# WORK TO DO:
Identify and reproduce every line holding the string "html".

# DATA:
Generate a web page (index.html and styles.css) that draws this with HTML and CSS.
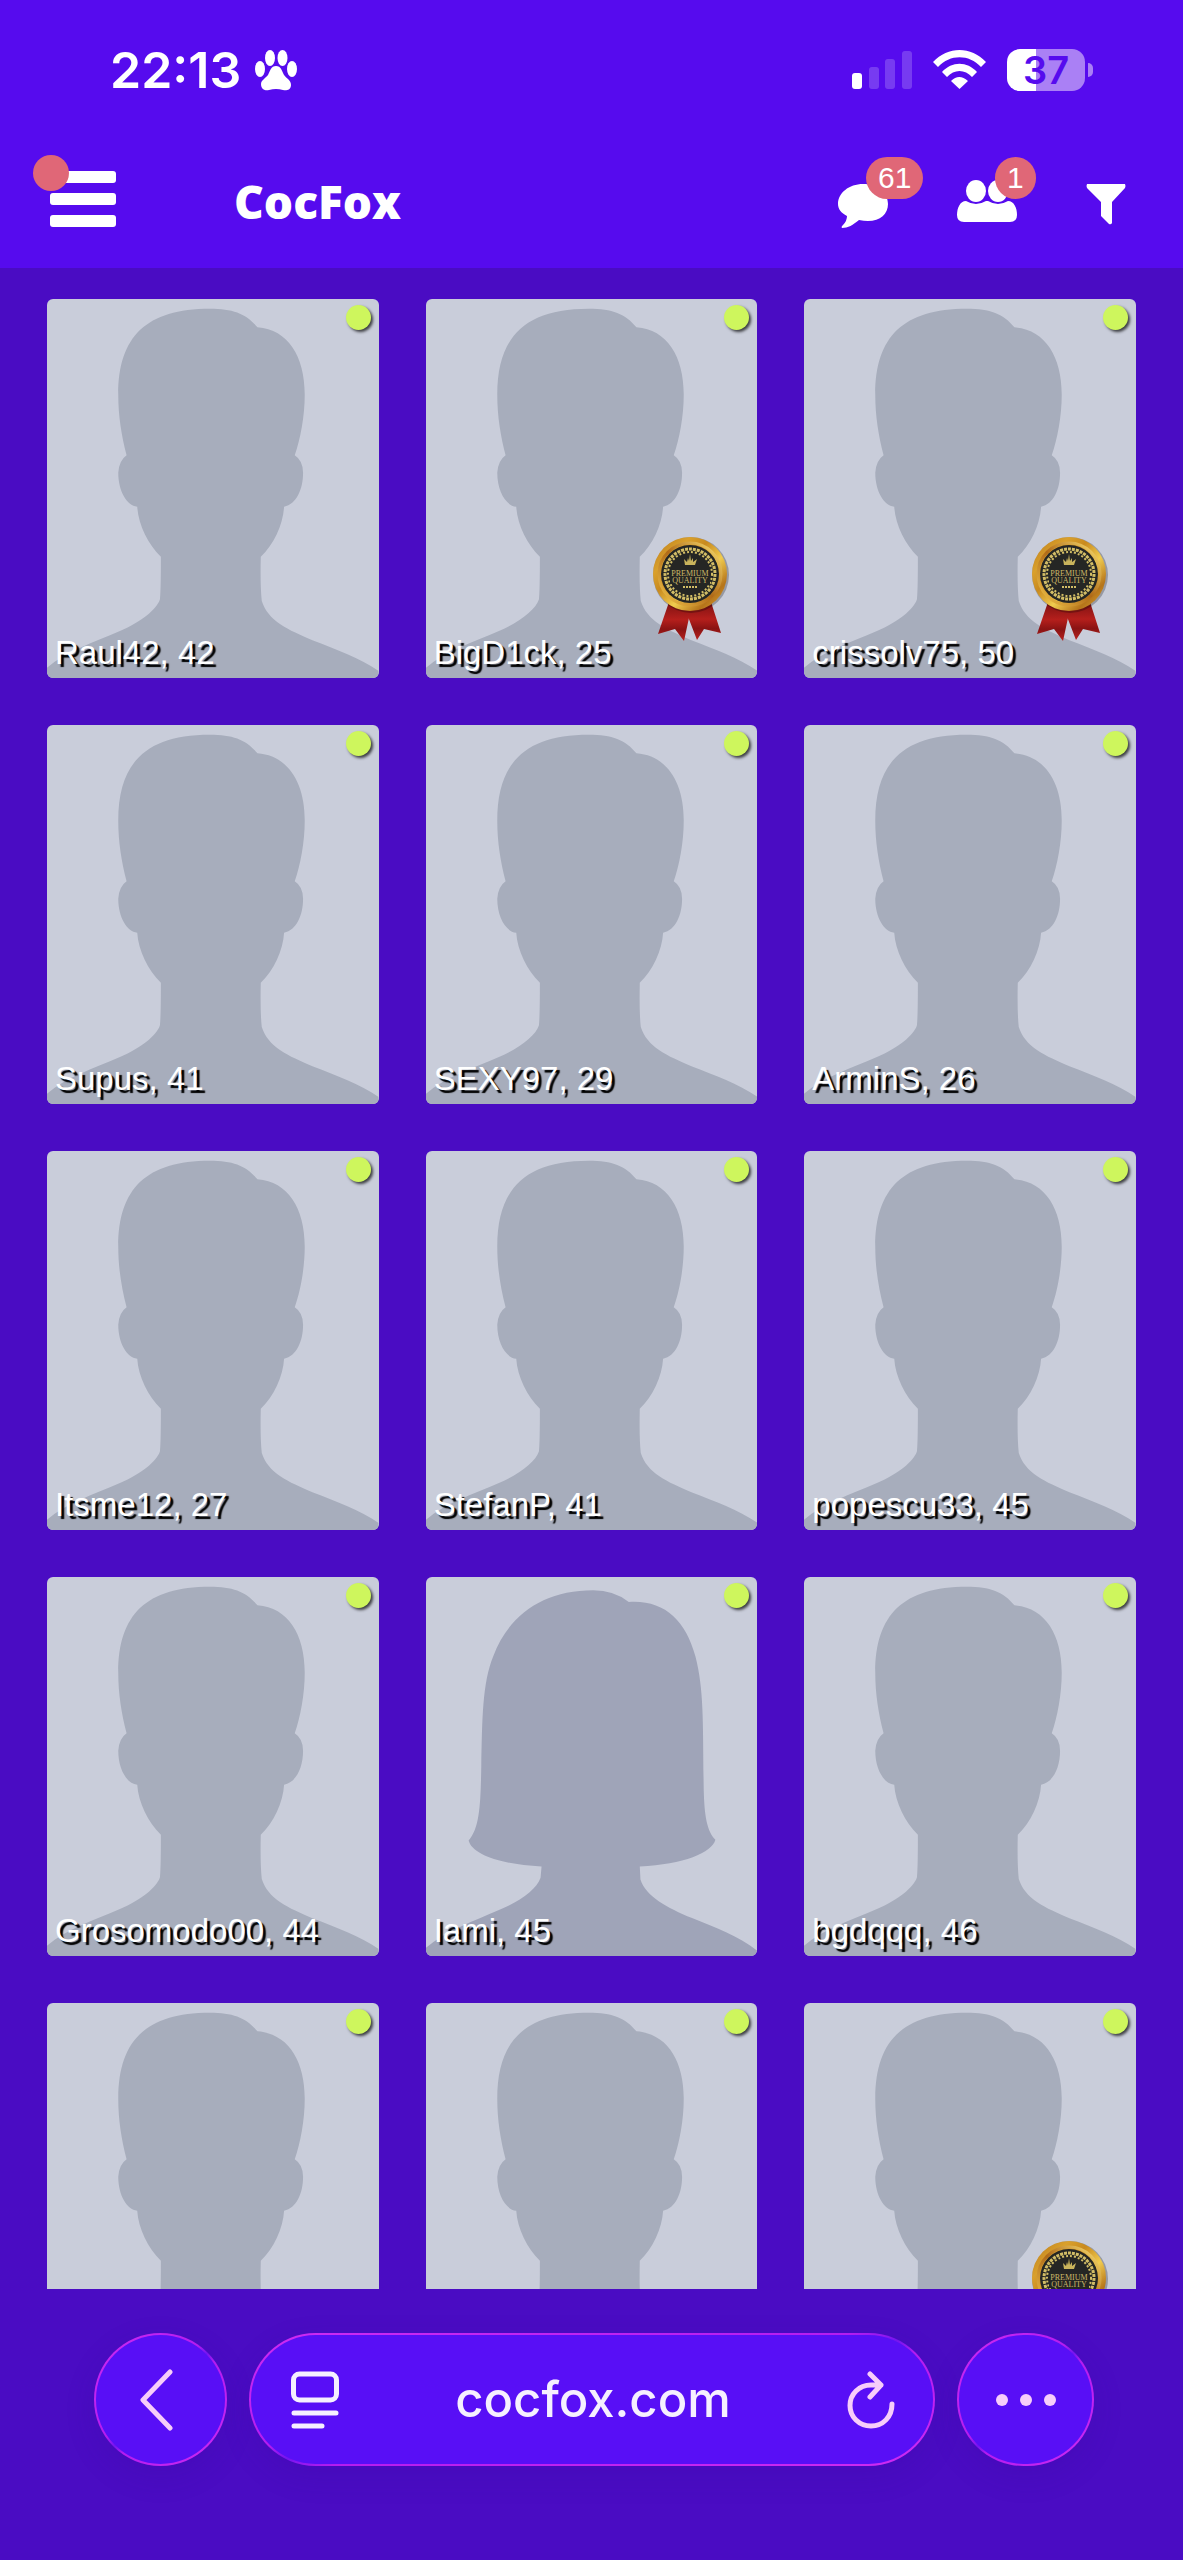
FILE: index.html
```
<!DOCTYPE html>
<html lang="en">
  <head>
    <meta charset="utf-8">
    <meta name="viewport" content="width=device-width, initial-scale=1">
    <title>CocFox</title>
    <link rel="stylesheet" href="styles.css">
  </head>
  <body>
    <!-- shared drawings -->
    <svg class="sprites" width="0" height="0" aria-hidden="true">
      <defs>
        <linearGradient id="gold" x1="0" y1="0" x2="1" y2="1">
          <stop offset="0" stop-color="#b9781a"/>
          <stop offset="0.25" stop-color="#d9a02c"/>
          <stop offset="0.4" stop-color="#c98a1e"/>
          <stop offset="0.6" stop-color="#f0cb4e"/>
          <stop offset="0.8" stop-color="#b5741a"/>
          <stop offset="1" stop-color="#e3b03a"/>
        </linearGradient>
        <linearGradient id="goldInner" x1="1" y1="0" x2="0" y2="1">
          <stop offset="0" stop-color="#fbe374"/>
          <stop offset="0.5" stop-color="#b06a18"/>
          <stop offset="1" stop-color="#f2c64a"/>
        </linearGradient>
        <linearGradient id="ribbon" x1="0" y1="0" x2="0" y2="1">
          <stop offset="0" stop-color="#7c1212"/>
          <stop offset="0.45" stop-color="#b51f1c"/>
          <stop offset="0.7" stop-color="#8a1313"/>
          <stop offset="1" stop-color="#b82220"/>
        </linearGradient>
      </defs>
      <symbol id="man" viewBox="51 58 996 1138" preserveAspectRatio="none">
        <path d="M51 1165C110 1115 190 1090 270 1055C335 1026 380 990 390 960Q393 935 393 832C355 795 325 735 322 682C290 678 265 635 265 580Q267 543 290 527C275 470 265 410 265 345C265 170 350 87 540 87C610 87 650 102 683 143C775 150 825 230 825 345C825 410 812 480 795 527Q820 543 820 580C820 630 800 674 763 682C760 735 732 795 693 832Q691 920 696 965C715 1025 775 1052 850 1083C920 1110 990 1135 1047 1175V1196H51Z"/>
      </symbol>
      <symbol id="woman" viewBox="46 52 996 1138" preserveAspectRatio="none">
        <path d="M46 1165C105 1115 190 1085 265 1052C330 1025 378 990 390 955L393 921C270 915 185 885 174 843C208 805 210 730 212 620C215 480 215 370 248 290C295 165 400 92 548 92Q610 92 655 127C760 120 825 180 855 290C882 395 877 500 880 690C882 770 890 815 915 841C905 880 820 915 688 921L690 960C705 1010 770 1045 845 1076C915 1105 985 1130 1042 1175V1190H46Z"/>
      </symbol>
      <symbol id="medal" viewBox="0 0 90 112">
        <path d="M24 68L13 100L30 95L39 107L47 70Z" fill="url(#ribbon)"/>
        <path d="M66 68L76 99L59 95L52 106L42 80L44 70Z" fill="url(#ribbon)"/>
        <circle cx="46" cy="41" r="38" fill="#000" opacity="0.25"/>
        <circle cx="45" cy="40" r="37" fill="url(#gold)"/>
        <circle cx="45" cy="40" r="31" fill="none" stroke="url(#goldInner)" stroke-width="3"/>
        <circle cx="45" cy="40" r="29" fill="#252624"/>
        <circle cx="45" cy="40" r="25" fill="none" stroke="#d2bd66" stroke-width="3" stroke-dasharray="3 1"/>
        <circle cx="45" cy="40" r="22" fill="none" stroke="#d2bd66" stroke-width="2" stroke-dasharray="2 2"/>
        <path d="M40 31L39 25L42 28L43 24L44 27L45 20L46 27L48 24L48 28L52 25L50 31Z" fill="#c9b45c"/>
        <rect x="25" y="34" width="40" height="16" fill="#252624"/>
        <path d="M38 53H53" stroke="#d2bd66" stroke-width="2" stroke-dasharray="2 1"/>
      </symbol>
    </svg>

    <header class="header">
      <div class="status">
        <span class="time">22:13</span>
        <svg class="paw" width="42" height="42" viewBox="0 0 42 42" aria-hidden="true">
          <g fill="#fff">
            <ellipse cx="15" cy="9" rx="5" ry="8"/>
            <ellipse cx="27.500" cy="9" rx="5" ry="8"/>
            <ellipse cx="5" cy="20" rx="5" ry="8"/>
            <ellipse cx="37" cy="20" rx="5" ry="8"/>
            <path d="M21 17C26 17 27 22 29 26C31 29 36 31 36 36C36 41 31 42 28 41Q21 39 14 41C11 42 6 41 6 35C6 31 11 29 13 26C15 22 16 17 21 17Z"/>
          </g>
        </svg>
        <svg class="signal" width="61" height="42" viewBox="0 0 61 42" aria-hidden="true">
          <g fill="#fff">
            <rect x="0" y="24" width="10" height="16" rx="3"/>
            <rect x="17" y="18" width="10" height="22" rx="3" opacity="0.2"/>
            <rect x="33" y="10" width="10" height="30" rx="3" opacity="0.2"/>
            <rect x="50" y="2" width="10" height="38" rx="3" opacity="0.2"/>
          </g>
        </svg>
        <svg class="wifi" width="53" height="42" viewBox="0 0 53 42" aria-hidden="true">
          <path d="M0 13C15 -3 38 -3 53 13L48 18C36 5 17 5 5 18ZM9 23C19 12 34 12 44 23L39 28C32 20 21 20 14 28ZM18 32Q26 24 35 32L26.500 40Z" fill="#fff"/>
        </svg>
        <div class="battery">37</div>
        <span class="battery-tip"></span>
      </div>

      <nav class="nav">
        <button class="icon-btn" type="button" aria-label="Menu">
          <svg width="66" height="60" viewBox="0 0 66 60">
            <g fill="#fff">
              <rect width="66" height="12" rx="3"/>
              <rect y="22" width="66" height="12" rx="3"/>
              <rect y="44" width="66" height="12" rx="3"/>
            </g>
          </svg>
          <span class="menu-dot"></span>
        </button>
        <a class="logo" href="#">CocFox</a>
        <div class="actions">
          <a class="icon-btn" href="#" aria-label="Messages">
            <svg width="50" height="60" viewBox="0 0 50 60">
              <path d="M25 13C40 13 50 22 50 33C50 45 39 53 21 49C15 54 10 57 4 57C3 56 4 55 5 54Q9 50 9 45C3 42 0 38 0 33C0 22 11 13 25 13Z" fill="#fff"/>
            </svg>
            <span class="badge badge-messages">61</span>
          </a>
          <a class="icon-btn" href="#" aria-label="Visitors">
            <svg width="60" height="60" viewBox="0 0 60 60">
              <g fill="#fff">
                <ellipse cx="19" cy="20" rx="10" ry="11"/>
                <ellipse cx="41" cy="20" rx="10" ry="11"/>
                <path d="M9 30Q19 36 29 30H31Q41 36 51 30C57 30 60 37 60 44Q60 51 53 51H7Q0 51 0 44C0 37 3 30 9 30Z"/>
              </g>
            </svg>
            <span class="badge badge-visitors">1</span>
          </a>
          <button class="icon-btn" type="button" aria-label="Filter">
            <svg width="40" height="60" viewBox="0 0 40 60">
              <path d="M1 13H39Q40 15 39 17L26 31V52Q25 54 23 53L15 45V31L1 17Q0 15 1 13Z" fill="#fff"/>
            </svg>
          </button>
        </div>
      </nav>
    </header>

    <main class="members">
      <a class="card" href="#">
        <svg class="photo"><use href="#man"/></svg>
        <span class="online"></span>
        <span class="name">Raul42, 42</span>
      </a>
      <a class="card" href="#">
        <svg class="photo"><use href="#man"/></svg>
        <svg class="medal" viewBox="0 0 90 112">
          <use href="#medal"/>
          <text x="45" y="42">PREMIUM</text>
          <text x="45" y="49">QUALITY</text>
        </svg>
        <span class="online"></span>
        <span class="name">BigD1ck, 25</span>
      </a>
      <a class="card" href="#">
        <svg class="photo"><use href="#man"/></svg>
        <svg class="medal" viewBox="0 0 90 112">
          <use href="#medal"/>
          <text x="45" y="42">PREMIUM</text>
          <text x="45" y="49">QUALITY</text>
        </svg>
        <span class="online"></span>
        <span class="name">crissolv75, 50</span>
      </a>
      <a class="card" href="#">
        <svg class="photo"><use href="#man"/></svg>
        <span class="online"></span>
        <span class="name">Supus, 41</span>
      </a>
      <a class="card" href="#">
        <svg class="photo"><use href="#man"/></svg>
        <span class="online"></span>
        <span class="name">SEXY97, 29</span>
      </a>
      <a class="card" href="#">
        <svg class="photo"><use href="#man"/></svg>
        <span class="online"></span>
        <span class="name">ArminS, 26</span>
      </a>
      <a class="card" href="#">
        <svg class="photo"><use href="#man"/></svg>
        <span class="online"></span>
        <span class="name">Itsme12, 27</span>
      </a>
      <a class="card" href="#">
        <svg class="photo"><use href="#man"/></svg>
        <span class="online"></span>
        <span class="name">StefanP, 41</span>
      </a>
      <a class="card" href="#">
        <svg class="photo"><use href="#man"/></svg>
        <span class="online"></span>
        <span class="name">popescu33, 45</span>
      </a>
      <a class="card" href="#">
        <svg class="photo"><use href="#man"/></svg>
        <span class="online"></span>
        <span class="name">Grosomodo00, 44</span>
      </a>
      <a class="card" href="#">
        <svg class="photo photo-woman"><use href="#woman"/></svg>
        <span class="online"></span>
        <span class="name">Iami, 45</span>
      </a>
      <a class="card" href="#">
        <svg class="photo"><use href="#man"/></svg>
        <span class="online"></span>
        <span class="name">bgdqqq, 46</span>
      </a>
      <a class="card" href="#" aria-label="Member">
        <svg class="photo"><use href="#man"/></svg>
        <span class="online"></span>
      </a>
      <a class="card" href="#" aria-label="Member">
        <svg class="photo"><use href="#man"/></svg>
        <span class="online"></span>
      </a>
      <a class="card" href="#" aria-label="Member">
        <svg class="photo"><use href="#man"/></svg>
        <svg class="medal" viewBox="0 0 90 112">
          <use href="#medal"/>
          <text x="45" y="42">PREMIUM</text>
          <text x="45" y="49">QUALITY</text>
        </svg>
        <span class="online"></span>
      </a>
    </main>

    <footer class="toolbar">
      <button class="glass back" type="button" aria-label="Back">
        <svg width="34" height="62" viewBox="0 0 34 62">
          <path d="M30 3L3 31L30 59" fill="none" stroke="#f7cdfa" stroke-width="5" stroke-linecap="round" stroke-linejoin="round"/>
        </svg>
      </button>
      <div class="glass address">
        <button class="icon-btn" type="button" aria-label="Page settings">
          <svg width="48" height="58" viewBox="0 0 48 58">
            <g fill="none" stroke="#f6f0ff" stroke-width="5" stroke-linecap="round">
              <rect x="2.500" y="3" width="43" height="26" rx="6"/>
              <path d="M3 42H45M3 55H31"/>
            </g>
          </svg>
        </button>
        <a class="url" href="#">cocfox.com</a>
        <button class="icon-btn" type="button" aria-label="Reload">
          <svg width="48" height="58" viewBox="0 0 48 58">
            <path d="M34 14H24C12 14 3 23 3 34.500C3 46 12 55 24 55C36 55 45 46 45 33M23 3L34 14L23 26" fill="none" stroke="#f7cdfa" stroke-width="5" stroke-linecap="round" stroke-linejoin="round"/>
          </svg>
        </button>
      </div>
      <button class="glass more" type="button" aria-label="More">
        <svg width="62" height="14" viewBox="0 0 62 14">
          <g fill="#f7cdfa">
            <circle cx="7" cy="7" r="6"/>
            <circle cx="31" cy="7" r="6"/>
            <circle cx="55" cy="7" r="6"/>
          </g>
        </svg>
      </button>
    </footer>
  </body>
</html>
```

FILE: styles.css
```
* {
  box-sizing: border-box;
}

body {
  display: flex;
  flex-direction: column;
  height: 100vh;
  margin: 0;
  background-color: #4a0cc3;
  color: #fff;
  font-family: "Liberation Sans", Arial, sans-serif;
}

svg {
  display: block;
}

a {
  color: inherit;
  text-decoration: none;
}

button {
  padding: 0;
  border: 0;
  background: none;
  color: inherit;
  cursor: pointer;
}

.sprites {
  position: absolute;
}

/* header */
.header {
  background-color: #560bee;
}

.status {
  display: flex;
  align-items: center;
  height: 94px;
  padding: 46px 90px 0 110px;
  font-family: Inter, sans-serif;
}

.time {
  font-size: 50px;
  font-weight: 600;
  line-height: 48px;
}

.paw {
  margin-left: 14px;
}

.signal {
  margin-left: auto;
}

.wifi {
  margin-left: 20px;
}

.battery {
  width: 78px;
  margin-left: 21px;
  border-radius: 13px;
  background: linear-gradient(to right, #fff 37%, #aa80f5 37%);
  color: #560bee;
  font-size: 38px;
  font-weight: 600;
  line-height: 42px;
  text-align: center;
}

.battery-tip {
  width: 5px;
  height: 14px;
  margin-left: 3px;
  border-radius: 0 5px 5px 0;
  background-color: #aa80f5;
}

.nav {
  display: flex;
  align-items: center;
  padding: 77px 57px 37px 50px;
}

.icon-btn {
  position: relative;
  flex: none;
}

.menu-dot {
  position: absolute;
  top: -16px;
  left: -17px;
  width: 36px;
  height: 36px;
  border-radius: 50%;
  background-color: #e06777;
}

.logo {
  margin-left: 118px;
  font-family: "Open Sans", sans-serif;
  font-size: 46px;
  font-weight: 800;
  line-height: 60px;
}

.actions {
  display: flex;
  gap: 69px;
  margin-left: auto;
}

.badge {
  position: absolute;
  top: -14px;
  height: 42px;
  padding: 0 12px;
  border-radius: 21px;
  background-color: #e06777;
  font-size: 30px;
  line-height: 42px;
}

.badge-messages {
  left: 28px;
}

.badge-visitors {
  left: 38px;
}

/* member grid */
.members {
  display: grid;
  grid-template-columns: repeat(3, 1fr);
  flex: 1;
  align-content: start;
  gap: 47px;
  min-height: 0;
  padding: 31px 47px 0;
  overflow: hidden;
}

.card {
  position: relative;
  border-radius: 6px;
  background-color: #c9cdda;
}

.photo {
  width: 100%;
  height: auto;
  aspect-ratio: 7 / 8;
  border-radius: 6px;
  fill: #a7adbc;
}

.photo-woman {
  fill: #9fa4b8;
}

.medal {
  position: absolute;
  right: 22px;
  bottom: 32px;
  width: 90px;
  height: 112px;
}

.medal text {
  fill: #cdb968;
  font-family: "Liberation Serif", serif;
  font-size: 8px;
  text-anchor: middle;
}

.online {
  position: absolute;
  top: 6px;
  right: 8px;
  width: 25px;
  height: 25px;
  border-radius: 50%;
  background-color: #cef65d;
  box-shadow: 2px 2px 3px rgba(0, 0, 0, 0.7);
}

.name {
  position: absolute;
  bottom: 6px;
  left: 8px;
  font-size: 33px;
  line-height: 38px;
  text-shadow: 3px 3px 1px #000;
  white-space: nowrap;
}

/* browser toolbar */
.toolbar {
  display: flex;
  gap: 22px;
  padding: 44px 89px 94px 94px;
}

.glass {
  display: flex;
  justify-content: center;
  align-items: center;
  height: 133px;
  border: 2px solid transparent;
  border-radius: 67px;
  background:
    linear-gradient(#580ff6, #580ff6) padding-box,
    linear-gradient(to bottom right, #cf2bf2, #b51cf0 44%, #7415f0 50%, #b51cf0 56%, #cf2bf2) border-box;
  box-shadow: 0 10px 30px rgba(50, 0, 140, 0.15);
}

.back {
  width: 133px;
  padding-right: 8px;
}

.more {
  width: 137px;
}

.address {
  flex: 1;
  justify-content: space-between;
  padding: 0 38px 0 40px;
}

.url {
  color: #f6f0ff;
  font-family: Inter, sans-serif;
  font-size: 49px;
  font-weight: 500;
  line-height: 60px;
}
```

# COMPLETED TASK:
Generate a web page (index.html and styles.css) that draws this with HTML and CSS.
FILE: index.html
<!DOCTYPE html>
<html lang="en">
</html>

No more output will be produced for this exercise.